--- begin ---

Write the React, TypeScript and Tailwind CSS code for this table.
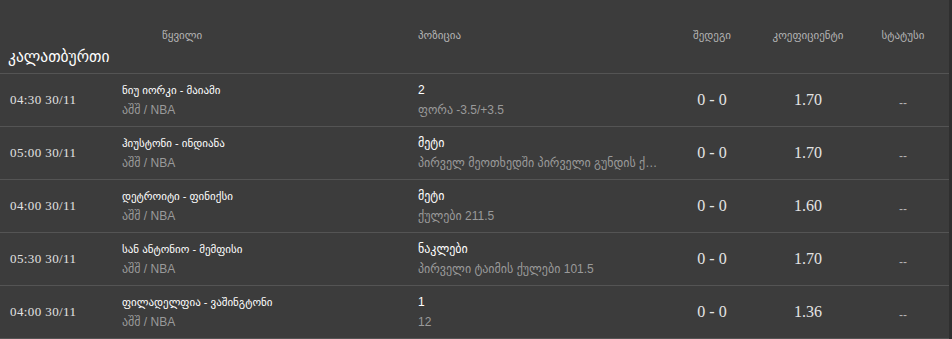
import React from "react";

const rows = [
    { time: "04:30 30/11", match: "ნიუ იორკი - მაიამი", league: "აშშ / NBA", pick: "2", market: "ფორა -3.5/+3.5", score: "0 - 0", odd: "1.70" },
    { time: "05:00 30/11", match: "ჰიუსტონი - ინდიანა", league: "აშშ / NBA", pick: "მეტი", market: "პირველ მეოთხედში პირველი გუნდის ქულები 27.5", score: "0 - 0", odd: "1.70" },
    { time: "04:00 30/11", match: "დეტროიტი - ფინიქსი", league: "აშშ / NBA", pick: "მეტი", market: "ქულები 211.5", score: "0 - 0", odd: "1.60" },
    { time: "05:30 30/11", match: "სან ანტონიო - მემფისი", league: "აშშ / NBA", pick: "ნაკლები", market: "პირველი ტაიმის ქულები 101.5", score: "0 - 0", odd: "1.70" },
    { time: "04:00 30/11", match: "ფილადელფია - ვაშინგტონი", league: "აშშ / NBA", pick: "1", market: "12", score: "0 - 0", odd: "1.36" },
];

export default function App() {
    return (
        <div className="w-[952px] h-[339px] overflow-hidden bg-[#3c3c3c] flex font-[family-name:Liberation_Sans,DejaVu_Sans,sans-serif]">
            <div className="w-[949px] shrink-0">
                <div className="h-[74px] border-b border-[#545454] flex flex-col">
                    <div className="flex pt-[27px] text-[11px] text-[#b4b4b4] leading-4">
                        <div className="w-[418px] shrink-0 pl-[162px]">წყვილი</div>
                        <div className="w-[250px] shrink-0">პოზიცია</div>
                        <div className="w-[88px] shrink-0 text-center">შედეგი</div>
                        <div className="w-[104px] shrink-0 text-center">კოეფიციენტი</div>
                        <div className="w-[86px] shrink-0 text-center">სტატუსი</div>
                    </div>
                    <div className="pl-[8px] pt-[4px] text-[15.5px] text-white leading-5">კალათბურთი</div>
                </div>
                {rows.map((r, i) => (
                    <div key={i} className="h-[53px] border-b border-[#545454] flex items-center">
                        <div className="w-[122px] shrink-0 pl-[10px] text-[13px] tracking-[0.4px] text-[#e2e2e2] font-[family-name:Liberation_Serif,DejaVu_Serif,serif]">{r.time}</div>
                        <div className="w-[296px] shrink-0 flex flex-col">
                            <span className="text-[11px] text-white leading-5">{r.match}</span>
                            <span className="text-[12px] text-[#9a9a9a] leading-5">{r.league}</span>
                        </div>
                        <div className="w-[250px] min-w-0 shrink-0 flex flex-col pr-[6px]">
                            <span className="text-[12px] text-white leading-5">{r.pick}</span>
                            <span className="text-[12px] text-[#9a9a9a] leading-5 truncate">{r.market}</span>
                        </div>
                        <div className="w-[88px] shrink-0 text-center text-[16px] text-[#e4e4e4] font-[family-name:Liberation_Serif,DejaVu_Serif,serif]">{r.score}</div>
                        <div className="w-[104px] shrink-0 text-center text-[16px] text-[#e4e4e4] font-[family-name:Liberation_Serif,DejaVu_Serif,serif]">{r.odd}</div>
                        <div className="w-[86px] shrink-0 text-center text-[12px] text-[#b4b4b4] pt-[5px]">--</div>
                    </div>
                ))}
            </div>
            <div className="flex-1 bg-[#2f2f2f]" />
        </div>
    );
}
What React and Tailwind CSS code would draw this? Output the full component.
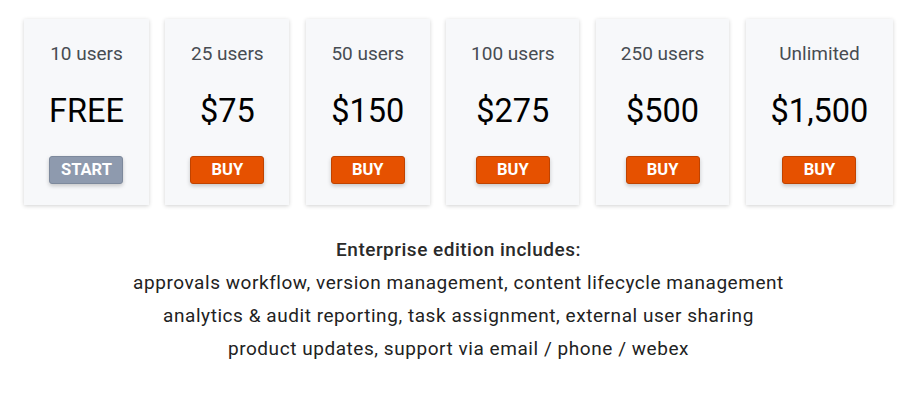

--- end ---

AIM OF THE TASK =>
Restate the records above in full, word for word. Keep pictures out.

EXPECTED ANSWER =>
Write the React, TypeScript and Tailwind CSS code for this table.
import React from "react";

const rows = [
    { time: "04:30 30/11", match: "ნიუ იორკი - მაიამი", league: "აშშ / NBA", pick: "2", market: "ფორა -3.5/+3.5", score: "0 - 0", odd: "1.70" },
    { time: "05:00 30/11", match: "ჰიუსტონი - ინდიანა", league: "აშშ / NBA", pick: "მეტი", market: "პირველ მეოთხედში პირველი გუნდის ქულები 27.5", score: "0 - 0", odd: "1.70" },
    { time: "04:00 30/11", match: "დეტროიტი - ფინიქსი", league: "აშშ / NBA", pick: "მეტი", market: "ქულები 211.5", score: "0 - 0", odd: "1.60" },
    { time: "05:30 30/11", match: "სან ანტონიო - მემფისი", league: "აშშ / NBA", pick: "ნაკლები", market: "პირველი ტაიმის ქულები 101.5", score: "0 - 0", odd: "1.70" },
    { time: "04:00 30/11", match: "ფილადელფია - ვაშინგტონი", league: "აშშ / NBA", pick: "1", market: "12", score: "0 - 0", odd: "1.36" },
];

export default function App() {
    return (
        <div className="w-[952px] h-[339px] overflow-hidden bg-[#3c3c3c] flex font-[family-name:Liberation_Sans,DejaVu_Sans,sans-serif]">
            <div className="w-[949px] shrink-0">
                <div className="h-[74px] border-b border-[#545454] flex flex-col">
                    <div className="flex pt-[27px] text-[11px] text-[#b4b4b4] leading-4">
                        <div className="w-[418px] shrink-0 pl-[162px]">წყვილი</div>
                        <div className="w-[250px] shrink-0">პოზიცია</div>
                        <div className="w-[88px] shrink-0 text-center">შედეგი</div>
                        <div className="w-[104px] shrink-0 text-center">კოეფიციენტი</div>
                        <div className="w-[86px] shrink-0 text-center">სტატუსი</div>
                    </div>
                    <div className="pl-[8px] pt-[4px] text-[15.5px] text-white leading-5">კალათბურთი</div>
                </div>
                {rows.map((r, i) => (
                    <div key={i} className="h-[53px] border-b border-[#545454] flex items-center">
                        <div className="w-[122px] shrink-0 pl-[10px] text-[13px] tracking-[0.4px] text-[#e2e2e2] font-[family-name:Liberation_Serif,DejaVu_Serif,serif]">{r.time}</div>
                        <div className="w-[296px] shrink-0 flex flex-col">
                            <span className="text-[11px] text-white leading-5">{r.match}</span>
                            <span className="text-[12px] text-[#9a9a9a] leading-5">{r.league}</span>
                        </div>
                        <div className="w-[250px] min-w-0 shrink-0 flex flex-col pr-[6px]">
                            <span className="text-[12px] text-white leading-5">{r.pick}</span>
                            <span className="text-[12px] text-[#9a9a9a] leading-5 truncate">{r.market}</span>
                        </div>
                        <div className="w-[88px] shrink-0 text-center text-[16px] text-[#e4e4e4] font-[family-name:Liberation_Serif,DejaVu_Serif,serif]">{r.score}</div>
                        <div className="w-[104px] shrink-0 text-center text-[16px] text-[#e4e4e4] font-[family-name:Liberation_Serif,DejaVu_Serif,serif]">{r.odd}</div>
                        <div className="w-[86px] shrink-0 text-center text-[12px] text-[#b4b4b4] pt-[5px]">--</div>
                    </div>
                ))}
            </div>
            <div className="flex-1 bg-[#2f2f2f]" />
        </div>
    );
}
What React and Tailwind CSS code would draw this? Output the full component.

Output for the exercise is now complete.